『ざんねんないきもの事典』(高橋書店)や『わけあって絶滅しました。』(ダイヤモンド社)など、いま動物図鑑が売れに売れている。この2冊を手がけた動物学者の今泉忠明と担当編集者の金井弓子による対談企画。第1回は「生き物の魅力」について、第2回は「ベストセラー作品の誕生の裏側」について語ってもらった。最終回となる第3回は、“いま子どもが一番会いたい動物学者”として知られる今泉先生の現在の活動について聞いた。(聞き手/澤田 憲)
半年かけて絶滅危惧種のニホンカワウソの撮影に成功
――今泉先生は、図鑑の執筆や監修のお仕事と並行して、世界各地にさまざまな動物の調査に行かれていますよね。
今泉 そうですね。日本では絶滅危惧種のイリオモテヤマネコや、すでに絶滅したとされるニホンカワウソの調査にも行きました。海外だとアメリカのハイイログマとか、コモド島のコモドオオトカゲ。あと、ヒマラヤ山脈に未確認生物のイエティを探しに行ったこともありますね。これはテレビの企画だけど(笑)。
金井 1回の調査で、どれくらい滞在されるのですか?
今泉 大体40日くらいかな。それくらいいないと何もわかんない。ニホンカワウソの調査のときは写真1枚撮るのに半年かかりました。
金井 写真1枚に、半年…! やっぱり時間がかかるんですね。実際に、現地ではどんな調査をされているんです?
今泉 ニホンカワウソのときは高知県の足摺岬に行って、一人で海岸にテントを張って観察を続けました。僕が調査に行ったのは1972年なんだけど、すでにその7年前には国の特別天然記念物に指定されていて、絶滅が危ぶまれていましたね(※その後ニホンカワウソは2012年に環境省によって「絶滅した」と宣言された)。
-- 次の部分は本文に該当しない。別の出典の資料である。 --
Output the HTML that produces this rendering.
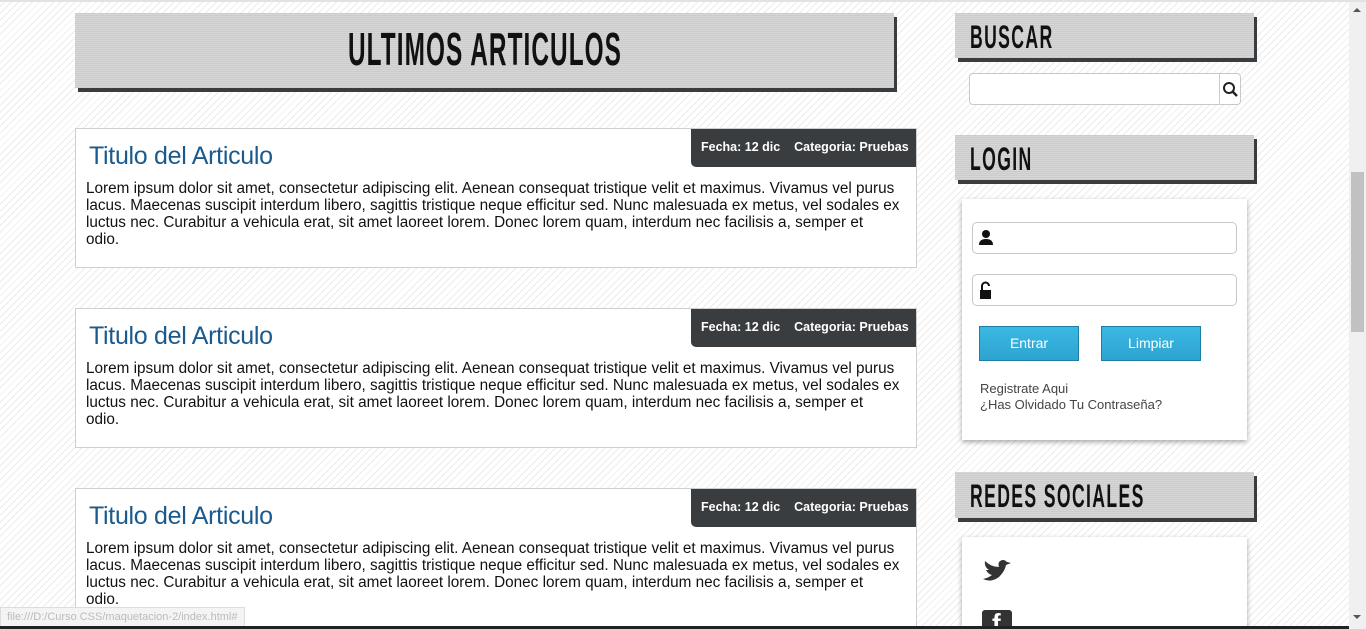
<!DOCTYPE html>
<html><head><meta charset="utf-8"><style>
*{margin:0;padding:0;box-sizing:border-box}
html,body{width:1366px;height:629px;overflow:hidden}
body{font-family:"Liberation Sans",sans-serif;position:relative;
background:#fff repeating-linear-gradient(135deg,#fff 0 4px,#ececec 4px 5px)}
.hd{position:absolute;background:#d6d6d6 repeating-linear-gradient(0deg,#ccc 0 1px,transparent 1px 2px);
box-shadow:3px 4px 0 #3a3d40;font-weight:bold;color:#111;white-space:nowrap}
.hd span{display:inline-block;transform:scaleX(.55);transform-origin:0 0;letter-spacing:2.5px}
.art{position:absolute;left:75px;width:842px;height:140px;background:#fff;border:1px solid #cfcfcf}
.art h2{position:absolute;left:13px;top:13px;font-size:25px;color:#1a5a8e;font-weight:normal;letter-spacing:-.3px}
.art p{position:absolute;left:10px;top:51px;font-size:15.3px;line-height:17px;color:#111;white-space:nowrap}
.meta{position:absolute;right:0;top:0;width:225px;height:38px;background:#3a3d40;border-radius:0 0 0 5px;color:#fff;font-size:12.5px;font-weight:bold;padding:11px 0 0 10px;white-space:pre}
.panel{position:absolute;left:962px;width:285px;background:#fff;box-shadow:0 2px 5px rgba(0,0,0,.35)}
.inp{position:absolute;left:972px;width:265px;height:32px;border:1px solid #c8c8c8;border-radius:5px;background:#fff}
.btn{position:absolute;top:326px;width:100px;height:35px;background:linear-gradient(#3ab8e3,#2ea3d0);border:1px solid #1f7ea5;color:#fff;font-size:14px;text-align:center;line-height:33px}
</style></head><body>
<div style="position:absolute;left:0;top:0;width:1366px;height:2px;background:#e2e2e2"></div>
<div class="hd" style="left:75px;top:13px;width:819px;height:75px"><span style="position:absolute;left:273px;top:11px;font-size:46px;line-height:50px;letter-spacing:2px;transform:scaleX(.53)">ULTIMOS ARTICULOS</span></div>

<div class="art" style="top:128px"><h2>Titulo del Articulo</h2><div class="meta">Fecha: 12 dic    Categoria: Pruebas</div>
<p>Lorem ipsum dolor sit amet, consectetur adipiscing elit. Aenean consequat tristique velit et maximus. Vivamus vel purus<br>lacus. Maecenas suscipit interdum libero, sagittis tristique neque efficitur sed. Nunc malesuada ex metus, vel sodales ex<br>luctus nec. Curabitur a vehicula erat, sit amet laoreet lorem. Donec lorem quam, interdum nec facilisis a, semper et<br>odio.</p></div>
<div class="art" style="top:308px"><h2>Titulo del Articulo</h2><div class="meta">Fecha: 12 dic    Categoria: Pruebas</div>
<p>Lorem ipsum dolor sit amet, consectetur adipiscing elit. Aenean consequat tristique velit et maximus. Vivamus vel purus<br>lacus. Maecenas suscipit interdum libero, sagittis tristique neque efficitur sed. Nunc malesuada ex metus, vel sodales ex<br>luctus nec. Curabitur a vehicula erat, sit amet laoreet lorem. Donec lorem quam, interdum nec facilisis a, semper et<br>odio.</p></div>
<div class="art" style="top:488px"><h2>Titulo del Articulo</h2><div class="meta">Fecha: 12 dic    Categoria: Pruebas</div>
<p>Lorem ipsum dolor sit amet, consectetur adipiscing elit. Aenean consequat tristique velit et maximus. Vivamus vel purus<br>lacus. Maecenas suscipit interdum libero, sagittis tristique neque efficitur sed. Nunc malesuada ex metus, vel sodales ex<br>luctus nec. Curabitur a vehicula erat, sit amet laoreet lorem. Donec lorem quam, interdum nec facilisis a, semper et<br>odio.</p></div>

<div class="hd" style="left:955px;top:13px;width:299px;height:45px"><span style="position:absolute;left:15px;top:7px;font-size:32px;line-height:34px">BUSCAR</span></div>
<div style="position:absolute;left:969px;top:73px;width:272px;height:32px;border:1px solid #c8c8c8;border-radius:4px;background:#fff">
<div style="position:absolute;right:0;top:0;width:21px;height:30px;border-left:1px solid #ccc"><svg width="21" height="30"><circle cx="9" cy="14" r="5" fill="none" stroke="#222" stroke-width="2"/><path d="M12.5 17.5 17 22" stroke="#222" stroke-width="2.5"/></svg></div></div>

<div class="hd" style="left:955px;top:135px;width:299px;height:45px"><span style="position:absolute;left:15px;top:7px;font-size:32px;line-height:34px">LOGIN</span></div>
<div class="panel" style="top:199px;height:241px"></div>
<div class="inp" style="top:222px"><svg width="20" height="30" style="position:absolute;left:4px;top:0"><circle cx="9" cy="11" r="4" fill="#111"/><path d="M2 22 Q2 16 9 16 Q16 16 16 22Z" fill="#111"/></svg></div>
<div class="inp" style="top:274px"><svg width="20" height="30" style="position:absolute;left:4px;top:0"><path d="M5 15 V11 a3.5 3.5 0 0 1 7 0" fill="none" stroke="#111" stroke-width="2"/><rect x="3" y="15" width="11" height="9" fill="#111"/></svg></div>
<div class="btn" style="left:979px">Entrar</div>
<div class="btn" style="left:1101px">Limpiar</div>
<div style="position:absolute;left:980px;top:381px;font-size:13px;line-height:16px;color:#444">Registrate Aqui<br>¿Has Olvidado Tu Contraseña?</div>

<div class="hd" style="left:955px;top:472px;width:299px;height:46px"><span style="position:absolute;left:15px;top:7px;font-size:32px;line-height:34px">REDES SOCIALES</span></div>
<div class="panel" style="top:537px;height:100px"></div>
<svg width="32" height="26" style="position:absolute;left:981px;top:559px"><path d="M2 20 Q10 24 18 18 Q24 12 25 6 L30 4 L26 3 Q22 -1 18 3 Q17 6 18 8 Q10 8 4 2 Q3 8 8 11 L5 11 Q7 15 11 16 Q7 19 2 20Z" fill="#333"/></svg>
<div style="position:absolute;left:982px;top:610px;width:30px;height:19px;background:#333;border-radius:3px 3px 0 0;overflow:hidden"><span style="position:absolute;left:10px;top:-2px;color:#fff;font-weight:bold;font-size:26px">f</span></div>

<div style="position:absolute;left:1349px;top:2px;width:17px;height:627px;background:#f0f0f0"></div>
<div style="position:absolute;left:1351px;top:172px;width:13px;height:160px;background:#c1c1c1"></div>
<div style="position:absolute;left:1353px;top:8px;border:4px solid transparent;border-bottom:4px solid #555;border-top:0"></div>
<div style="position:absolute;left:1353px;top:615px;border:4px solid transparent;border-top:4px solid #555;border-bottom:0"></div>
<div style="position:absolute;left:0;top:607px;height:20px;padding:3px 6px;background:#f4f4f4;color:#bbb;font-size:11px;border:1px solid #ddd">file:///D:/Curso CSS/maquetacion-2/index.html#</div>
<div style="position:absolute;left:0;top:626px;width:1349px;height:3px;background:#222"></div>
</body></html>
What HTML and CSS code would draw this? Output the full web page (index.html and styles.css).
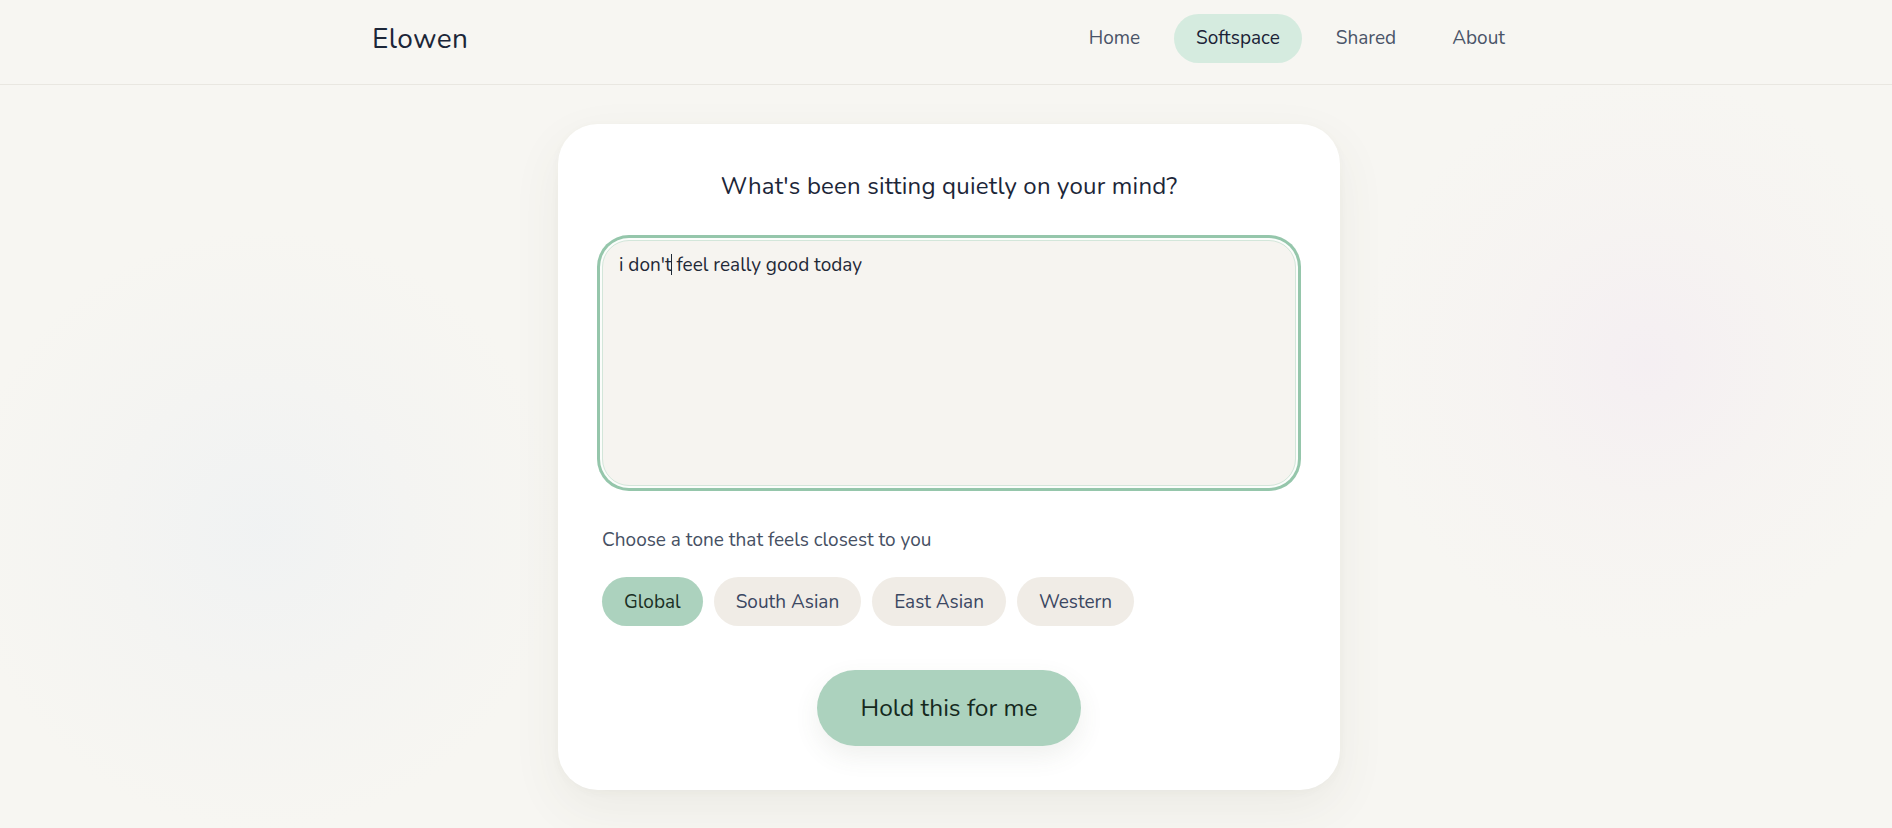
FILE: index.html
```html
<!DOCTYPE html>
<html lang="en">
<head>
<meta charset="utf-8">
<title>Elowen — Softspace</title>
<link rel="stylesheet" href="styles.css">
</head>
<body>
  <header class="site-header">
    <div class="header-inner">
      <div class="brand">Elowen</div>
      <nav class="nav">
        <a class="nav-link" href="#">Home</a>
        <a class="nav-link is-active" href="#">Softspace</a>
        <a class="nav-link" href="#">Shared</a>
        <a class="nav-link" href="#">About</a>
      </nav>
    </div>
  </header>

  <main class="main">
    <section class="card">
      <h1 class="card-title">What's been sitting quietly on your mind?</h1>

      <div class="entry">i don'<span class="caret-wrap">t<span class="caret"></span></span> feel really good today</div>

      <p class="tone-label">Choose a tone that feels closest to you</p>

      <div class="chips">
        <button class="chip is-selected">Global</button>
        <button class="chip">South Asian</button>
        <button class="chip">East Asian</button>
        <button class="chip">Western</button>
      </div>

      <div class="actions">
        <button class="hold-btn">Hold this for me</button>
      </div>
    </section>
  </main>
</body>
</html>
```

FILE: styles.css
```css
* {
  box-sizing: border-box;
}

html, body {
  margin: 0;
  padding: 0;
}

body {
  min-height: 828px;
  font-family: "Nunito", "Lato", "Noto Sans", sans-serif;
  color: #1e293b;
  background-color: #f7f6f2;
  background-image:
    radial-gradient(circle at 262px 530px, rgba(238, 241, 243, 0.75) 0, rgba(241, 242, 242, 0.45) 160px, rgba(247, 246, 242, 0) 300px),
    radial-gradient(circle at 1646px 362px, rgba(244, 237, 242, 0.8) 0, rgba(245, 240, 241, 0.4) 150px, rgba(247, 246, 242, 0) 285px);
  overflow: hidden;
}

/* Header */
.site-header {
  border-bottom: 1px solid #e9e7e1;
  padding: 14px 0 21px 6px;
}

.header-inner {
  width: 1156px;
  margin: 0 auto;
  display: flex;
  align-items: center;
  justify-content: space-between;
}

.brand {
  font-size: 28px;
  letter-spacing: 0.4px;
  color: #1c2638;
  padding-left: 1px;
}

.nav {
  display: flex;
  align-items: center;
  gap: 12px;
}

.nav-link {
  display: block;
  height: 49px;
  line-height: 49px;
  padding: 0 22px;
  border-radius: 999px;
  font-size: 19px;
  color: #4a5468;
  text-decoration: none;
}

.nav-link.is-active {
  background: #d5ebdf;
  color: #1a2236;
}

/* Card */
.main {
  display: flex;
  justify-content: center;
  padding: 39px 0 0 6px;
}

.card {
  width: 782px;
  background: #ffffff;
  border-radius: 40px;
  padding: 44px;
  box-shadow: 0 18px 50px rgba(90, 80, 50, 0.07), 0 2px 10px rgba(90, 80, 50, 0.03);
}

.card-title {
  margin: 0 0 36px;
  font-size: 24px;
  line-height: 36px;
  font-weight: 400;
  text-align: center;
  color: #1c2638;
  letter-spacing: 0.2px;
}

.entry {
  height: 246px;
  background: #f6f4f0;
  border: 1px solid #d3e6da;
  border-radius: 27px;
  box-shadow: 0 0 0 2px #fbfdfb, 0 0 0 5px #95c6ab;
  padding: 11px 16px;
  font-size: 19px;
  line-height: 27px;
  color: #1f2937;
}

.caret-wrap {
  position: relative;
}

.caret {
  position: absolute;
  right: 0;
  top: 2px;
  width: 1px;
  height: 21px;
  background: #1f2937;
}

.tone-label {
  margin: 41px 0 0;
  font-size: 19px;
  line-height: 27px;
  color: #465063;
}

.chips {
  display: flex;
  gap: 11px;
  margin-top: 23px;
}

.chip {
  height: 49px;
  padding: 0 22px;
  border: none;
  border-radius: 999px;
  background: #f0ece6;
  color: #3b4762;
  font-family: inherit;
  font-size: 19px;
  cursor: pointer;
}

.chip.is-selected {
  background: #acd2be;
  color: #1b2f24;
}

.actions {
  display: flex;
  justify-content: center;
  margin-top: 44px;
}

.hold-btn {
  height: 76px;
  padding: 0 44px;
  border: none;
  border-radius: 999px;
  background: #acd2be;
  color: #15291d;
  font-family: inherit;
  font-size: 24.5px;
  box-shadow: 0 10px 26px rgba(80, 90, 70, 0.09);
  cursor: pointer;
}
```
金井 ただでさえ数が少ないから、調査も一筋縄ではいかなさそうですよね。
今泉 うん。ニホンカワウソは夜に活動するから、昼間に森の中を探してもまず見つからない。だから探すんじゃなくて、おびき寄せるんです。
金井 え、どうやってですか?
今泉 そのときは、テントの前に小さな池を作って、その中に四万十川で捕った小魚を10匹ほど入れました。それから池の周りには細かい砂をまいておく。カワウソが魚を捕りにきたら足跡が残るようにね。あとは、夜中でも撮影できる赤外線カメラを仕掛けておいて、僕はテントの中で一晩中モニター画面を監視していました。
金井 すごい、まるでゲリラの基地みたいです……。
今泉 それが、来るのは野良ネコとかイタチばっかりで、カワウソは全然来ないの。そのうち夜が明けちゃって。「なんだよチクショウ」と思って、テントから出てカメラを片付けてたら、目の前をパーってカワウソが走っていった。
金井 ……タイミング!
今泉 だからやっぱりね、本に書いてあるのと実際に見るのとでは違うんですよ。その後も何度か朝にカワウソが走っているのを、僕見てますから。夜行性といっても、絶対に夜にだけ活動するわけではない。文字や数字にすると削ぎ落とされてしまうような、細かい部分や少数の部分に、意外な事実が隠れていたりするんですね。